The austere, somber tone of the Mass is intensified even more during the solemn reading of the Gospel of the Passion. There, we find ourselves active participants in the story of his great love. We enter into and become one with Jesus, in mind and heart. In the sacrifice of the Mass we become sharers in his Passion by joining the sacrifice of our lives to his great redeeming sacrifice. The mind of Christ becomes our mind. (Philippians 2:5) The chalice of his sufferings becomes ours. (Matthew 20:22) Our will to accept the Passion of our daily lives is merged with his, becoming one. Our daily prayers, works, joys and sufferings thus become part of the redemption of the world.
And now, brothers, I beg you through the mercy of God to offer your bodies as a living sacrifice, holy and acceptable to God, your spiritual worship…
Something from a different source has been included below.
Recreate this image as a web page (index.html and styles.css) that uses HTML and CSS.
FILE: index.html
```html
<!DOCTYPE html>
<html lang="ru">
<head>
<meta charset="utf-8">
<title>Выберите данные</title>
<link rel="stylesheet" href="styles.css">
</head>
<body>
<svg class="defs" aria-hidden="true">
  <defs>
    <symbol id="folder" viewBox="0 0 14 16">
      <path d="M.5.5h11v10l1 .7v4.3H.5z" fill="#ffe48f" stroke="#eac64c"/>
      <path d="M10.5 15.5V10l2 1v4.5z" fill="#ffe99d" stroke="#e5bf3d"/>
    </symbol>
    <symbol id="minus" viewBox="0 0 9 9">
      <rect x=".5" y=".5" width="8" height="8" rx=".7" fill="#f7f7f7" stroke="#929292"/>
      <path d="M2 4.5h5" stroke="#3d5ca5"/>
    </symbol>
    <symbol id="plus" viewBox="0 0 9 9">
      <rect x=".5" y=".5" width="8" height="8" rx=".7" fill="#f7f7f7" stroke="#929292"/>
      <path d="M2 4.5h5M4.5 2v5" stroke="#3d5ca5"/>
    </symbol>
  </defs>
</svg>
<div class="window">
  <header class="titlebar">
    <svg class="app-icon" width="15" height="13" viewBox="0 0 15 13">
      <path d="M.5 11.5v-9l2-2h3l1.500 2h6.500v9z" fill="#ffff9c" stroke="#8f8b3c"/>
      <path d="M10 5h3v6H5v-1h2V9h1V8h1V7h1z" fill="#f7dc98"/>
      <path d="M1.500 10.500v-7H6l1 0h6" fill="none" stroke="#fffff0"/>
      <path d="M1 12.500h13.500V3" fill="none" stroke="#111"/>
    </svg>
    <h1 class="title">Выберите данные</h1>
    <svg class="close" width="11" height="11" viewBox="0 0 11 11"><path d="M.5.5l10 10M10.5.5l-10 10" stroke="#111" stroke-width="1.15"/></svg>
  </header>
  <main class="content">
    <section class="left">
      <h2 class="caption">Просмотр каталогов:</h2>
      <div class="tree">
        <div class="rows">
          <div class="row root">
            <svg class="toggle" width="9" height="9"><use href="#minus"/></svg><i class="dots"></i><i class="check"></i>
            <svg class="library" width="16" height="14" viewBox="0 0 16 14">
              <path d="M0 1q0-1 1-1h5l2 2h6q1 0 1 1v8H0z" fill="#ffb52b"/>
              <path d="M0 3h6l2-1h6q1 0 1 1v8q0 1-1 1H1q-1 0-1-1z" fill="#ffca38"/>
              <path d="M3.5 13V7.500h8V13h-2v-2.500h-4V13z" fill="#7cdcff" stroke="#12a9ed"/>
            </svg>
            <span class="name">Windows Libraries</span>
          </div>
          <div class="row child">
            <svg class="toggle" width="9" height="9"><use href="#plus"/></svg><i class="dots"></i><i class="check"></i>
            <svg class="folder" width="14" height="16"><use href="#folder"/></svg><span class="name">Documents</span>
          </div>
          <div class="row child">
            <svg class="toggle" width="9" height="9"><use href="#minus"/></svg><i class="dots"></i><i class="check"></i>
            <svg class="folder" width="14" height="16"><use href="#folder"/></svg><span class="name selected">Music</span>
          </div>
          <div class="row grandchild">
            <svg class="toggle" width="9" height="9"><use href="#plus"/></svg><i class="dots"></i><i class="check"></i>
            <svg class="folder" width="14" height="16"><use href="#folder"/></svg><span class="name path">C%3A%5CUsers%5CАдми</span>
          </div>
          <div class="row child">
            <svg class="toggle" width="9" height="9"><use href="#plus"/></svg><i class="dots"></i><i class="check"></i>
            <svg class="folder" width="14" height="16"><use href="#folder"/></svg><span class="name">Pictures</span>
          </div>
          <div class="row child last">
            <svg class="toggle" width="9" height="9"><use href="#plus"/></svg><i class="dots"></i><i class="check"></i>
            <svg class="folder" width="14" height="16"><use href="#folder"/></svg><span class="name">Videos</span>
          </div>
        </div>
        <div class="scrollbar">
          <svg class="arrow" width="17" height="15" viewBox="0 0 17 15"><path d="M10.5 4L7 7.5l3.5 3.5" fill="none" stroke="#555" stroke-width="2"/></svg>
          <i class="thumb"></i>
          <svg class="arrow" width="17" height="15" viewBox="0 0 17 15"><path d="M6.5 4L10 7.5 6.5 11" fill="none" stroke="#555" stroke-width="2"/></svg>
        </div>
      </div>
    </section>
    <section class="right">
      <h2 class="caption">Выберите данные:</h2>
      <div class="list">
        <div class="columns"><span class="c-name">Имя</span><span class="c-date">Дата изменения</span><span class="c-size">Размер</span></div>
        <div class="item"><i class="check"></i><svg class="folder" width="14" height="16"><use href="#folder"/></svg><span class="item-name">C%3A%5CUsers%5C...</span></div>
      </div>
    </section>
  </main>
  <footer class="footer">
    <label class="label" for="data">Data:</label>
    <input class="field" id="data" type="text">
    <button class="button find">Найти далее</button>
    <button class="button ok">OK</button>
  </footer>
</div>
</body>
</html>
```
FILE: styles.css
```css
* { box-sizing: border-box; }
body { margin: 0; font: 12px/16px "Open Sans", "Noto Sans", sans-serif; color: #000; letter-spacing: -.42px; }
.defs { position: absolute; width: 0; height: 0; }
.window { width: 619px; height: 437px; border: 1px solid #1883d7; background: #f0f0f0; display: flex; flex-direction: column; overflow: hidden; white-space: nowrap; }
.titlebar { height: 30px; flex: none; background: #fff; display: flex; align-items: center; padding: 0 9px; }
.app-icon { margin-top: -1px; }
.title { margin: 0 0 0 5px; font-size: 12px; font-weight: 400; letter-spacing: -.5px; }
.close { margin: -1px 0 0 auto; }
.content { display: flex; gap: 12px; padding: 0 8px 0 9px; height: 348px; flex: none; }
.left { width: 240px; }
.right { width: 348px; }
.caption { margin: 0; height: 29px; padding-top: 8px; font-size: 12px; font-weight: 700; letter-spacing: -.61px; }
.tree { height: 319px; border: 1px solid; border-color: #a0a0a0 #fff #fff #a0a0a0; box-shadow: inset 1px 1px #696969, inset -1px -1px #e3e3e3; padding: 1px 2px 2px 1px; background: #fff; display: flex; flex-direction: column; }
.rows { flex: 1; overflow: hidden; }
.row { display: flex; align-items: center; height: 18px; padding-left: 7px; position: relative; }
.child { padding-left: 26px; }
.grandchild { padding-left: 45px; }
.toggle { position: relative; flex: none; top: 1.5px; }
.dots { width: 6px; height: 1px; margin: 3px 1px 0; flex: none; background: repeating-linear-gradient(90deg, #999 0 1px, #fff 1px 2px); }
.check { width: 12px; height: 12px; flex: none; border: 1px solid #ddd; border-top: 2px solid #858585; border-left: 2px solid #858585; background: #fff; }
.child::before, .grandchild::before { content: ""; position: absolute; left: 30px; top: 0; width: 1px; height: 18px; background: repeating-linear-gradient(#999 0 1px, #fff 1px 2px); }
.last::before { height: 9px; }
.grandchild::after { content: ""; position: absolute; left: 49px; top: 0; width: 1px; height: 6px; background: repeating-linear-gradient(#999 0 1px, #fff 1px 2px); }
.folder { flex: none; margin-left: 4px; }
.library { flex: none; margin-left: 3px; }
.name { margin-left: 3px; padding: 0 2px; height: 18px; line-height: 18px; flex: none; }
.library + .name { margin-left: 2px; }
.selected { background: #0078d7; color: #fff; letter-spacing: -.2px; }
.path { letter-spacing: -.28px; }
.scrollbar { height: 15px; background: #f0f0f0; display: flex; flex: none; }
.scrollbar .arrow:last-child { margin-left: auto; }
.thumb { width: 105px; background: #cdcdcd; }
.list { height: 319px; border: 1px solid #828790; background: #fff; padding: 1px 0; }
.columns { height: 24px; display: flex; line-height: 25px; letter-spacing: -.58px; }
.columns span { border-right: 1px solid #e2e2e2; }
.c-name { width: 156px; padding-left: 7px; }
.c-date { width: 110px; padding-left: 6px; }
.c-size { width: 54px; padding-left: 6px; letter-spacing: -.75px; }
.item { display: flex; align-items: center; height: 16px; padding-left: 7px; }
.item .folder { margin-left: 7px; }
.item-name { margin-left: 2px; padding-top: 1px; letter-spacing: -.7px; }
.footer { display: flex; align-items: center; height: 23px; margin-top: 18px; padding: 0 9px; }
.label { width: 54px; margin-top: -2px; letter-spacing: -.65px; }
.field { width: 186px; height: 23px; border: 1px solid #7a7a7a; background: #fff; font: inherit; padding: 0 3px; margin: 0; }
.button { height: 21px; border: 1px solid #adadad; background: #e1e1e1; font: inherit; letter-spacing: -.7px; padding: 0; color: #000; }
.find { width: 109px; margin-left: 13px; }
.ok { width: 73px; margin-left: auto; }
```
The more we open ourselves to the meaning of the sacred rites of Holy Week, the more they can sanctify us. Reading over them in the missalette beforehand can steep us in their meaning and help us enter into the liturgy in the way the Church desires.
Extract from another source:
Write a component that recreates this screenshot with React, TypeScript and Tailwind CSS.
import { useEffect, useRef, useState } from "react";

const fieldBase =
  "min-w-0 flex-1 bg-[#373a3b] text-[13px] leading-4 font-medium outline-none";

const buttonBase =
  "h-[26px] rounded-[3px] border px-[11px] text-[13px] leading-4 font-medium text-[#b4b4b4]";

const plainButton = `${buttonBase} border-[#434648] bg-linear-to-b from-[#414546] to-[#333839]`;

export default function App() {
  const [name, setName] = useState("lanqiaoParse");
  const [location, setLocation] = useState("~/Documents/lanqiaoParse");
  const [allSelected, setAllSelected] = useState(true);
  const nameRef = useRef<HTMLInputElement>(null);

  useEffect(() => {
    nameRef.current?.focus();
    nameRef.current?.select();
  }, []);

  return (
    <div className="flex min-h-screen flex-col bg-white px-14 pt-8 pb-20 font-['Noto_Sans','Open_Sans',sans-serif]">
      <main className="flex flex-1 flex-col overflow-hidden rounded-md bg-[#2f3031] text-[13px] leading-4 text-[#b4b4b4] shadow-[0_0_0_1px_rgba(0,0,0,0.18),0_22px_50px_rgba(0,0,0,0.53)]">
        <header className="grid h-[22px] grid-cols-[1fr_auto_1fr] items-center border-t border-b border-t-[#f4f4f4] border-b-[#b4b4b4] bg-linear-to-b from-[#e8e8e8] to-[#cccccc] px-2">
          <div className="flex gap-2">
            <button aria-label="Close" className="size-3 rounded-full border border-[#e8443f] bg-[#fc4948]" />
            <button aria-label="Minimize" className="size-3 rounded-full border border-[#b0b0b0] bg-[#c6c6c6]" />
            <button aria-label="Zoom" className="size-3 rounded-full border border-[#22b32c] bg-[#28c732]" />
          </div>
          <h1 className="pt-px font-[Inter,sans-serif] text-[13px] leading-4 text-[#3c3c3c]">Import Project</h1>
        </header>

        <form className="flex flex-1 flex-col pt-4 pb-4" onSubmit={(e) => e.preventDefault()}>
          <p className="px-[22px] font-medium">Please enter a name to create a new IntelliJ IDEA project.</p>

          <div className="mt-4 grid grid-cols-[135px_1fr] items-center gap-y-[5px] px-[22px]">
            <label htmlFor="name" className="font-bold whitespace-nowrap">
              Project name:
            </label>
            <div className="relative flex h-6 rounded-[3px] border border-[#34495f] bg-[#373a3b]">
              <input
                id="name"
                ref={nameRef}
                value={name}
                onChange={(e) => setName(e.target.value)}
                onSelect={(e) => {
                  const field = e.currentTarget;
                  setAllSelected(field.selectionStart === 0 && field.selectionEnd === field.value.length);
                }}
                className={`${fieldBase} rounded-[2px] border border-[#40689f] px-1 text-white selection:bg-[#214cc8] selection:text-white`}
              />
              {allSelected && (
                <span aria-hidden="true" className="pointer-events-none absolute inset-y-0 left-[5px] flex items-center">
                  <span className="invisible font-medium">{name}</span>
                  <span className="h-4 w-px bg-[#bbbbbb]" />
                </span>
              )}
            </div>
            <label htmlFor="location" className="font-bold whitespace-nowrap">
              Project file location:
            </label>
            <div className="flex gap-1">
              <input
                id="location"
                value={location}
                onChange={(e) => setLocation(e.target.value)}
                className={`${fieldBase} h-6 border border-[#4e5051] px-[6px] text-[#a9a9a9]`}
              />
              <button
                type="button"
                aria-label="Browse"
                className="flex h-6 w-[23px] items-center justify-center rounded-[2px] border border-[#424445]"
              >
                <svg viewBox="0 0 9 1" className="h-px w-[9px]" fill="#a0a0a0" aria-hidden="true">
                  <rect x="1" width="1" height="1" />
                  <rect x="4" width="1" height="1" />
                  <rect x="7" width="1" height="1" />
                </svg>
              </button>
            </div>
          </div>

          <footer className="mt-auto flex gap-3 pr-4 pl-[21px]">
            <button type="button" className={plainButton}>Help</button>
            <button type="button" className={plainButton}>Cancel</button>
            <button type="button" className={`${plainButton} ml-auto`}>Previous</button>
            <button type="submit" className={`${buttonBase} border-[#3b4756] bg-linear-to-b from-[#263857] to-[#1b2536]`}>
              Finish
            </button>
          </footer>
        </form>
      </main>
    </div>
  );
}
During Holy Week, the Church wants us to enter more deeply into the Passion, death and resurrection of Jesus, and to grow in sharing his mind, his love, his desires, his commitment to the Father’s will. And the fruit of this will be a deeper union with him, a greater likeness to him in attitude, behavior, speech and values.
Holy Week is a very special grace for all of us. Let’s truly enter into the liturgy with all our hearts and souls, recommitting ourselves to be authentic disciples of the Lord.
A Practical Consideration for the Ritual
Hold the palm upright resting on your right shoulder. Palms are not held during the reading of the Gospel at Mass. The palms are used only during the procession. They are sacramentals then to be used in our homes.